= OBJECTIVE =
Carry none of the pictures over; write out the complete data exactly.
===== GIVEN INFORMATION
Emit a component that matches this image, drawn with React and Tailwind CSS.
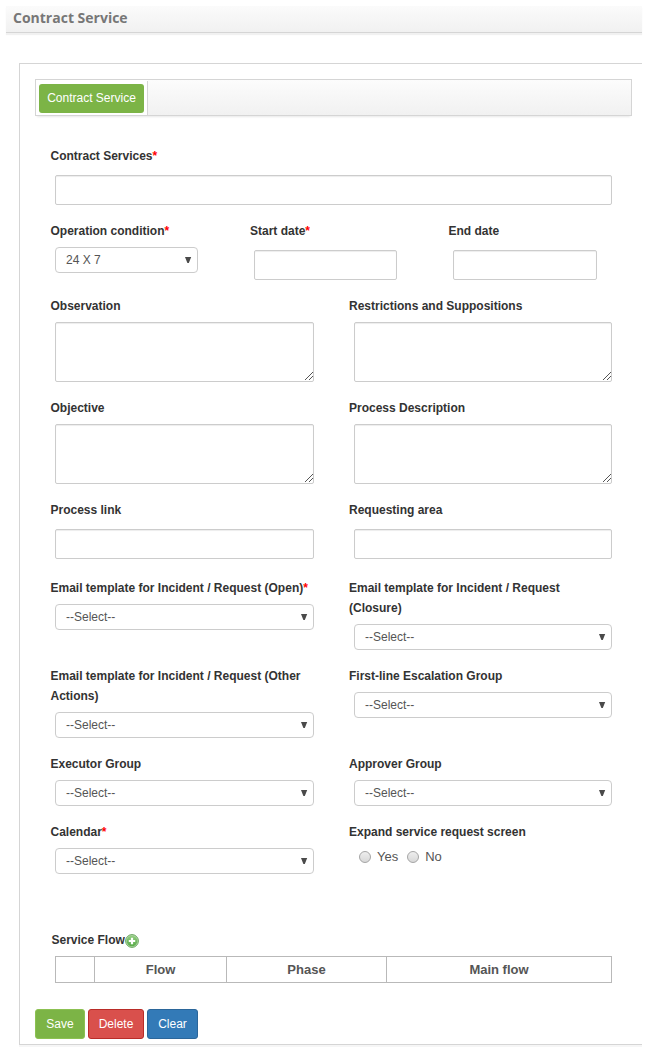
import React from "react";

function Label({ children, required, className = "" }) {
  return (
    <div className={`text-[12px] leading-[20px] font-bold text-[#333] ${className}`}>
      {children}
      {required && <span className="text-[#f00]">*</span>}
    </div>
  );
}

function TextBox({ label, required, labelClass }) {
  return (
    <>
      <Label required={required} className={labelClass}>{label}</Label>
      <div className="mt-[9px]">
        <input
          aria-label={label}
          className="ml-[5px] block h-[30px] w-[calc(100%-5px)] rounded-[2px] border border-[#ccc] bg-white px-2 text-[12px] shadow-[inset_0_1px_1px_rgba(0,0,0,0.075)]"
        />
      </div>
    </>
  );
}

function Area({ label, labelClass }) {
  return (
    <>
      <Label className={labelClass}>{label}</Label>
      <div className="relative mt-[6px] ml-[5px]">
        <textarea
          aria-label={label}
          className="block h-[60px] w-full resize-none rounded-[2px] border border-[#ccc] bg-white px-2 text-[12px] shadow-[inset_0_1px_1px_rgba(0,0,0,0.075)]"
        />
        <svg
          className="absolute right-[1px] bottom-[2px]"
          width="8"
          height="8"
          viewBox="0 0 8 8"
          fill="none"
          stroke="#555"
          strokeWidth="1"
        >
          <path d="M0 8L8 0M4 8L8 4" />
        </svg>
      </div>
    </>
  );
}

function Select({ label, required, value = "--Select--", labelClass }) {
  return (
    <>
      <Label required={required} className={labelClass}>{label}</Label>
      <div className="mt-[6px] ml-[5px] flex h-[26px] items-center justify-between rounded-[4px] border border-[#ccc] bg-white pr-[5px] pl-[10px] text-[12px] leading-[24px] text-[#555]">
        <span>{value}</span>
        <svg className="mb-px" width="7" height="6" viewBox="0 0 7 6" fill="#4a4a4a">
          <path d="M0 0H6.2L3.8 6H2.4Z" />
        </svg>
      </div>
    </>
  );
}

function Row({ className, left, right }) {
  return (
    <div className={`flex ${className}`}>
      <div className="mr-[35px] w-[264px]">{left}</div>
      <div className="w-[263px]">{right}</div>
    </div>
  );
}

function Radio({ label }) {
  return (
    <span className="flex items-center">
      <span className="mr-[6px] h-[12px] w-[12px] rounded-full border border-[#a5a5a5] bg-linear-to-b from-[#eee] to-[#d8d8d8]" />
      {label}
    </span>
  );
}

function AddIcon() {
  return (
    <svg className="mt-[4px]" width="14" height="14" viewBox="0 0 14 14">
      <defs>
        <linearGradient id="add" x1="0" y1="0" x2="0" y2="1">
          <stop offset="0" stopColor="#93cd80" />
          <stop offset="1" stopColor="#58aa48" />
        </linearGradient>
      </defs>
      <circle cx="7" cy="7" r="6.4" fill="#b5dca9" stroke="#5c9d50" strokeWidth="0.9" />
      <circle cx="7" cy="7" r="5.3" fill="url(#add)" />
      <path d="M7 3.8V10.2M3.8 7H10.2" stroke="#fff" strokeWidth="2.2" />
    </svg>
  );
}

export default function App() {
  return (
    <div className="h-[1056px] w-[648px] overflow-hidden bg-white px-[6px] pt-[6px] font-['Liberation_Sans',sans-serif]">
      <header className="h-[27px] border-b border-[#d5d5d5] bg-linear-to-b from-[#fbfbfb] to-[#f1f1f1] pl-[7px] font-['Open_Sans',sans-serif] text-[14px] leading-[24px] font-bold text-[#777] shadow-[0_2px_1px_#f1f1f1]">
        Contract Service
      </header>

      <main className="mt-[30px] ml-[13px] h-[982px] border border-r-0 border-[#d5d5d5] pt-[15px] pl-[15px] shadow-[0_2px_0_#f6f6f6]">
        <nav className="flex h-[37px] w-[597px] border border-[#d5d5d5] bg-linear-to-b from-[#fcfcfc] to-[#f1f1f1] shadow-[0_3px_2px_-2px_#e8e8e8]">
          <div className="w-[112px] bg-white pt-px">
            <div className="h-[34px] border-r border-[#d5d5d5] pt-[3px] pl-[3px]">
              <button className="block h-[29px] w-[105px] rounded-[3px] bg-[#7cb446] pb-[2px] text-[12px] text-white">
                Contract Service
              </button>
            </div>
          </div>
        </nav>

        <form className="mt-[30px] ml-[15px]">
          <div className="h-[75px] w-[562px]">
            <TextBox label="Contract Services" required labelClass="pl-[0.5px]" />
          </div>

          <div className="flex h-[75px]">
            <div className="mr-[51px] w-[148px]">
              <Select label="Operation condition" required value="24 X 7" labelClass="pl-[0.5px]" />
            </div>
            <div className="mr-[51px] w-[148px]">
              <TextBox label="Start date" required labelClass="pl-[1px]" />
            </div>
            <div className="w-[149px]">
              <TextBox label="End date" labelClass="pl-[0.5px]" />
            </div>
          </div>

          <Row
            className="h-[102px]"
            left={<Area label="Observation" labelClass="pl-[0.5px]" />}
            right={<Area label="Restrictions and Suppositions" />}
          />
          <Row
            className="h-[102px]"
            left={<Area label="Objective" labelClass="pl-[0.5px]" />}
            right={<Area label="Process Description" />}
          />
          <Row
            className="h-[78px]"
            left={<TextBox label="Process link" labelClass="pl-[0.5px]" />}
            right={<TextBox label="Requesting area" />}
          />
          <Row
            className="h-[88px]"
            left={
              <Select
                label="Email template for Incident / Request (Open)"
                required
                labelClass="pl-[0.5px]"
              />
            }
            right={<Select label="Email template for Incident / Request (Closure)" />}
          />
          <Row
            className="h-[88px]"
            left={
              <Select
                label="Email template for Incident / Request (Other Actions)"
                labelClass="pl-[0.5px]"
              />
            }
            right={<Select label="First-line Escalation Group" />}
          />
          <Row
            className="h-[68px]"
            left={<Select label="Executor Group" labelClass="pl-[0.5px]" />}
            right={<Select label="Approver Group" />}
          />
          <Row
            className="h-[108px]"
            left={<Select label="Calendar" required labelClass="pl-[0.5px]" />}
            right={
              <>
                <Label>Expand service request screen</Label>
                <div className="mt-[5px] ml-[10px] flex gap-[9px] text-[13px] leading-[20px] text-[#555]">
                  <Radio label="Yes" />
                  <Radio label="No" />
                </div>
              </>
            }
          />

          <div className="ml-[1px] flex h-[26px]">
            <Label className="pl-[0.5px]">Service Flow</Label>
            <AddIcon />
          </div>
          <div className="ml-[5px] grid h-[27px] w-[557px] grid-cols-[39px_132px_160px_1fr] divide-x divide-[#b9b9b9] border border-[#b9b9b9] text-center text-[13px] leading-[25px] font-bold text-[#555]">
            <div />
            <div>Flow</div>
            <div>Phase</div>
            <div>Main flow</div>
          </div>
        </form>

        <div className="mt-[26px] flex gap-[3px] text-[12px] text-white">
          <button className="h-[30px] w-[50px] rounded-[3px] border border-[#8cc152] bg-[#7cb446]">
            Save
          </button>
          <button className="h-[30px] w-[56px] rounded-[3px] border border-[#b92c28] bg-[#d9504c]">
            Delete
          </button>
          <button className="h-[30px] w-[51px] rounded-[3px] border border-[#2b669a] bg-[#337ab7]">
            Clear
          </button>
        </div>
      </main>
    </div>
  );
}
==========
= FINAL RESULT =
Emit a component that matches this image, drawn with React and Tailwind CSS.
import React from "react";

function Label({ children, required, className = "" }) {
  return (
    <div className={`text-[12px] leading-[20px] font-bold text-[#333] ${className}`}>
      {children}
      {required && <span className="text-[#f00]">*</span>}
    </div>
  );
}

function TextBox({ label, required, labelClass }) {
  return (
    <>
      <Label required={required} className={labelClass}>{label}</Label>
      <div className="mt-[9px]">
        <input
          aria-label={label}
          className="ml-[5px] block h-[30px] w-[calc(100%-5px)] rounded-[2px] border border-[#ccc] bg-white px-2 text-[12px] shadow-[inset_0_1px_1px_rgba(0,0,0,0.075)]"
        />
      </div>
    </>
  );
}

function Area({ label, labelClass }) {
  return (
    <>
      <Label className={labelClass}>{label}</Label>
      <div className="relative mt-[6px] ml-[5px]">
        <textarea
          aria-label={label}
          className="block h-[60px] w-full resize-none rounded-[2px] border border-[#ccc] bg-white px-2 text-[12px] shadow-[inset_0_1px_1px_rgba(0,0,0,0.075)]"
        />
        <svg
          className="absolute right-[1px] bottom-[2px]"
          width="8"
          height="8"
          viewBox="0 0 8 8"
          fill="none"
          stroke="#555"
          strokeWidth="1"
        >
          <path d="M0 8L8 0M4 8L8 4" />
        </svg>
      </div>
    </>
  );
}

function Select({ label, required, value = "--Select--", labelClass }) {
  return (
    <>
      <Label required={required} className={labelClass}>{label}</Label>
      <div className="mt-[6px] ml-[5px] flex h-[26px] items-center justify-between rounded-[4px] border border-[#ccc] bg-white pr-[5px] pl-[10px] text-[12px] leading-[24px] text-[#555]">
        <span>{value}</span>
        <svg className="mb-px" width="7" height="6" viewBox="0 0 7 6" fill="#4a4a4a">
          <path d="M0 0H6.2L3.8 6H2.4Z" />
        </svg>
      </div>
    </>
  );
}

function Row({ className, left, right }) {
  return (
    <div className={`flex ${className}`}>
      <div className="mr-[35px] w-[264px]">{left}</div>
      <div className="w-[263px]">{right}</div>
    </div>
  );
}

function Radio({ label }) {
  return (
    <span className="flex items-center">
      <span className="mr-[6px] h-[12px] w-[12px] rounded-full border border-[#a5a5a5] bg-linear-to-b from-[#eee] to-[#d8d8d8]" />
      {label}
    </span>
  );
}

function AddIcon() {
  return (
    <svg className="mt-[4px]" width="14" height="14" viewBox="0 0 14 14">
      <defs>
        <linearGradient id="add" x1="0" y1="0" x2="0" y2="1">
          <stop offset="0" stopColor="#93cd80" />
          <stop offset="1" stopColor="#58aa48" />
        </linearGradient>
      </defs>
      <circle cx="7" cy="7" r="6.4" fill="#b5dca9" stroke="#5c9d50" strokeWidth="0.9" />
      <circle cx="7" cy="7" r="5.3" fill="url(#add)" />
      <path d="M7 3.8V10.2M3.8 7H10.2" stroke="#fff" strokeWidth="2.2" />
    </svg>
  );
}

export default function App() {
  return (
    <div className="h-[1056px] w-[648px] overflow-hidden bg-white px-[6px] pt-[6px] font-['Liberation_Sans',sans-serif]">
      <header className="h-[27px] border-b border-[#d5d5d5] bg-linear-to-b from-[#fbfbfb] to-[#f1f1f1] pl-[7px] font-['Open_Sans',sans-serif] text-[14px] leading-[24px] font-bold text-[#777] shadow-[0_2px_1px_#f1f1f1]">
        Contract Service
      </header>

      <main className="mt-[30px] ml-[13px] h-[982px] border border-r-0 border-[#d5d5d5] pt-[15px] pl-[15px] shadow-[0_2px_0_#f6f6f6]">
        <nav className="flex h-[37px] w-[597px] border border-[#d5d5d5] bg-linear-to-b from-[#fcfcfc] to-[#f1f1f1] shadow-[0_3px_2px_-2px_#e8e8e8]">
          <div className="w-[112px] bg-white pt-px">
            <div className="h-[34px] border-r border-[#d5d5d5] pt-[3px] pl-[3px]">
              <button className="block h-[29px] w-[105px] rounded-[3px] bg-[#7cb446] pb-[2px] text-[12px] text-white">
                Contract Service
              </button>
            </div>
          </div>
        </nav>

        <form className="mt-[30px] ml-[15px]">
          <div className="h-[75px] w-[562px]">
            <TextBox label="Contract Services" required labelClass="pl-[0.5px]" />
          </div>

          <div className="flex h-[75px]">
            <div className="mr-[51px] w-[148px]">
              <Select label="Operation condition" required value="24 X 7" labelClass="pl-[0.5px]" />
            </div>
            <div className="mr-[51px] w-[148px]">
              <TextBox label="Start date" required labelClass="pl-[1px]" />
            </div>
            <div className="w-[149px]">
              <TextBox label="End date" labelClass="pl-[0.5px]" />
            </div>
          </div>

          <Row
            className="h-[102px]"
            left={<Area label="Observation" labelClass="pl-[0.5px]" />}
            right={<Area label="Restrictions and Suppositions" />}
          />
          <Row
            className="h-[102px]"
            left={<Area label="Objective" labelClass="pl-[0.5px]" />}
            right={<Area label="Process Description" />}
          />
          <Row
            className="h-[78px]"
            left={<TextBox label="Process link" labelClass="pl-[0.5px]" />}
            right={<TextBox label="Requesting area" />}
          />
          <Row
            className="h-[88px]"
            left={
              <Select
                label="Email template for Incident / Request (Open)"
                required
                labelClass="pl-[0.5px]"
              />
            }
            right={<Select label="Email template for Incident / Request (Closure)" />}
          />
          <Row
            className="h-[88px]"
            left={
              <Select
                label="Email template for Incident / Request (Other Actions)"
                labelClass="pl-[0.5px]"
              />
            }
            right={<Select label="First-line Escalation Group" />}
          />
          <Row
            className="h-[68px]"
            left={<Select label="Executor Group" labelClass="pl-[0.5px]" />}
            right={<Select label="Approver Group" />}
          />
          <Row
            className="h-[108px]"
            left={<Select label="Calendar" required labelClass="pl-[0.5px]" />}
            right={
              <>
                <Label>Expand service request screen</Label>
                <div className="mt-[5px] ml-[10px] flex gap-[9px] text-[13px] leading-[20px] text-[#555]">
                  <Radio label="Yes" />
                  <Radio label="No" />
                </div>
              </>
            }
          />

          <div className="ml-[1px] flex h-[26px]">
            <Label className="pl-[0.5px]">Service Flow</Label>
            <AddIcon />
          </div>
          <div className="ml-[5px] grid h-[27px] w-[557px] grid-cols-[39px_132px_160px_1fr] divide-x divide-[#b9b9b9] border border-[#b9b9b9] text-center text-[13px] leading-[25px] font-bold text-[#555]">
            <div />
            <div>Flow</div>
            <div>Phase</div>
            <div>Main flow</div>
          </div>
        </form>

        <div className="mt-[26px] flex gap-[3px] text-[12px] text-white">
          <button className="h-[30px] w-[50px] rounded-[3px] border border-[#8cc152] bg-[#7cb446]">
            Save
          </button>
          <button className="h-[30px] w-[56px] rounded-[3px] border border-[#b92c28] bg-[#d9504c]">
            Delete
          </button>
          <button className="h-[30px] w-[51px] rounded-[3px] border border-[#2b669a] bg-[#337ab7]">
            Clear
          </button>
        </div>
      </main>
    </div>
  );
}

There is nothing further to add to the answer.